Scarlett thinks about her mother’s gentle grace and good breeding, so different from her own willful and passionate ways. Scarlett inherited her temperament from Gerald, who fled his unremarkable life in Ireland after killing another man in a feud. Gerald won his first enslaved man, Pork, and his plantation in a poker game. Though lacking good breeding, Gerald won over the neighbors’ hearts with his kindness. Ellen, a placid, serious woman from the aristocratic Robillard family of Savannah, agreed to marry Gerald after the death of her first love, her cousin Philippe. She blamed her family for driving Philippe away from Savannah and from her, and out of frustration and revenge she married the low-class Gerald. Scarlett, the oldest and most strong-willed O’Hara daughter, lacks beauty. Still, she has learned ladylike behavior from Ellen and Mammy and has used her charms to become the most-pursued belle in the neighborhood.

Summary: Chapter 4

That day, Gerald has purchased a woman named Dilcey from Twelve Oaks so that Dilcey can be with her husband, Pork. At dinner that night, Dilcey thanks Gerald and offers Prissy, her daughter, to be Scarlett’s personal maid. Ellen returns late from the Slattery’s house. As Ellen leads the nightly prayer, Scarlett concocts a plan to win Ashley from Melanie. She resolves to tell Ashley she loves him at the barbecue. She feels sure that when Ashley knows her true feelings, he will elope with her. Scarlett overhears Ellen telling Gerald that Jonas Wilkerson, Tara’s Yankee overseer, must be dismissed. Scarlett realizes that Wilkerson was the father of Emmie Slattery’s dead child.

Analysis: Chapters 1–4

The first chapters of Gone with the Wind present the pre-Civil War South. The O’Haras and the Wilkeses are upper-class, wealthy, white plantation owners who mix traditional values like chivalry, honor, and propriety with a pioneer-style enthusiasm for drinking, horseback riding, and shooting. Family and money rule the social hierarchy, as we see by the neighbors’ initial hesitancy to accept Gerald O’Hara. Even so, Gerald’s ultimate acceptance by the neighbors shows that devotion to the South and to its culture—along with a good marriage—can secure respect for a self-made man. The enslaved people also live in a set social order. House workers outrank field hands and take pride in their higher status. For poor whites like the Slatterys, called “white trash” by wealthy whites and enslaved people alike, survival depends on the charity of rich neighbors. Pride permeates even the lowest rungs of society, however, and the Slatterys refuse to be bought out of their land. The characters also take great pride in the South, and in the weeks before the war this pride swells among the young men who have signed up to fight against the North.
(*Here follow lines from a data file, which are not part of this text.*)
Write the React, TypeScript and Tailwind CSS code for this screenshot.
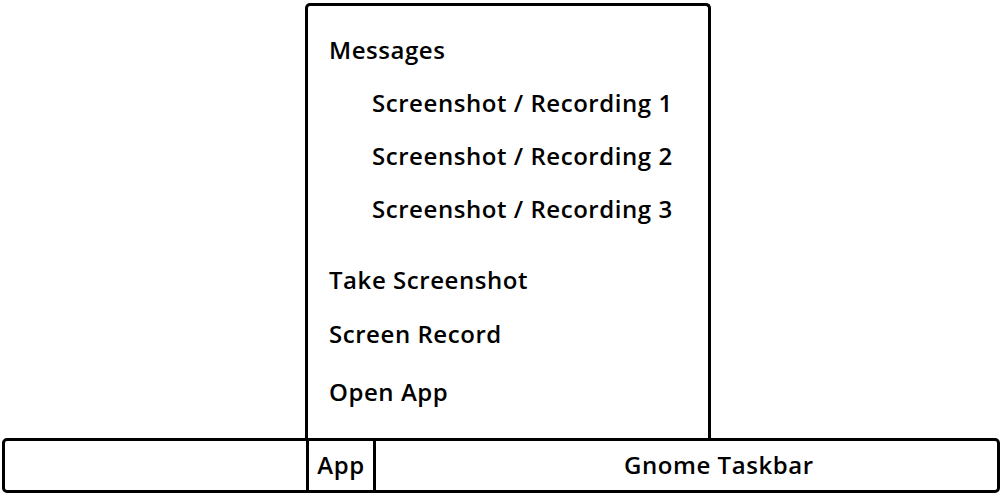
export default function App() {
  const font = { fontFamily: '"Open Sans", "Liberation Sans", sans-serif' };
  return (
    <div className="w-[1002px] h-[496px] bg-white flex flex-col text-black" style={font}>
      <div className="ml-[305px] mt-[3px] w-[406px] h-[438px] border-[3px] border-b-0 border-black rounded-t-[5px] flex flex-col pl-[21px] pt-[17px] text-[24px] font-semibold tracking-[0.55px] leading-none">
        <div className="h-[53px] flex items-center">Messages</div>
        <div className="h-[53px] flex items-center pl-[43px]">Screenshot / Recording 1</div>
        <div className="h-[53px] flex items-center pl-[43px]">Screenshot / Recording 2</div>
        <div className="h-[53px] flex items-center pl-[43px]">Screenshot / Recording 3</div>
        <div className="h-[53px] mt-[18px] flex items-center">Take Screenshot</div>
        <div className="h-[53px] mt-[1px] flex items-center">Screen Record</div>
        <div className="h-[53px] mt-[5px] flex items-center">Open App</div>
      </div>
      <div className="-mt-[3px] ml-[2px] w-[998px] h-[55px] border-[3px] border-black rounded-[5px] flex text-[24px] font-semibold tracking-[0.55px] leading-none">
        <div className="w-[301px] h-full" />
        <div className="w-[70px] h-full border-x-[3px] border-black flex items-center justify-center pb-[1px]">App</div>
        <div className="flex-1 h-full flex items-center pl-[248px] pb-[1px]">Gnome Taskbar</div>
      </div>
    </div>
  );
}
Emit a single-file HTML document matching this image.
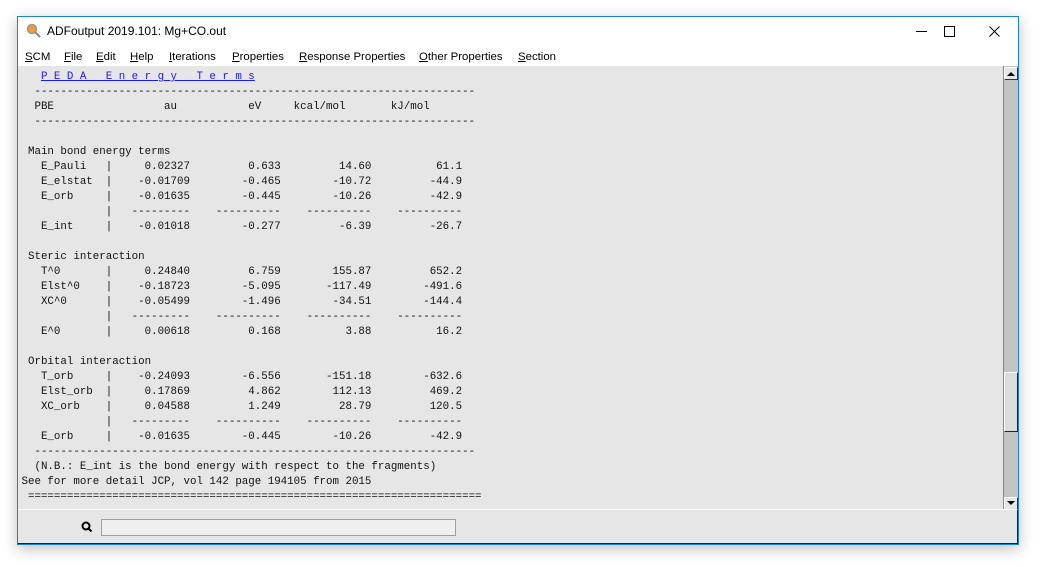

The Southern society of the novel expects men and women to conform to specific gender roles. The narrator notes that the man owns the property but the woman manages it; the man takes credit for managing the property, and the woman then “praise[s] his cleverness.” Owning property gives men rights and power, but they share little of the reward that results from the women’s hard work. Women have all the work and responsibility of running the property, but they enjoy only those rights that men deign to grant them. The narrator stresses the absurdity of these gender roles, sarcastically saying, “[t]he man roared like a bull when a splinter was in his finger, and the woman muffled the moans of childbirth, lest she disturb him.” In this society, men expect women to suppress their needs and desires and focus attention on men. Women are not even allowed to take credit for their own intelligence, bravery, and strength.

Society punishes those women who put a toe over the gender lines. Scarlett, willful like her father, who sometimes treats her like the son he never had, constantly butts against these rigid gender roles. As a child, she prefers playing in the trees with boys to sitting calmly inside with girls. As she grows older, she resents putting on a façade of helplessness and silliness to attract men. Like the men of the Old South, Scarlett acts selfishly and vainly and requires constant pampering. Although in character Scarlett resembles the men around her more than she resembles the women, her world does not allow her to budge from the restrictive role prescribed for women. Scarlett adapts to this social restraint, using her cunning and will to present a ladylike face to the world while maintaining her masculine interior.

Foreshadowing abounds in the early chapters. When we see Ellen O’Hara rush off to help Emmie Slattery and Emmie’s dying newborn, we glimpse a character trait in Ellen—her selflessness—that becomes significant during the war. Similarly, Gerald’s reckless fence-jumping establishes a pattern of dangerous behavior that recurs in a later scene. The brief mention of an implied relationship between the stereotyped characters Jonas Wilkerson, the Yankee overseer, and Emmie Slattery, a poor “white trash” girl, foreshadows these characters’ eventual return to the lives of the O’Hara family. These scenes and interactions seem unimportant, but they lend crucial credibility to later plot developments.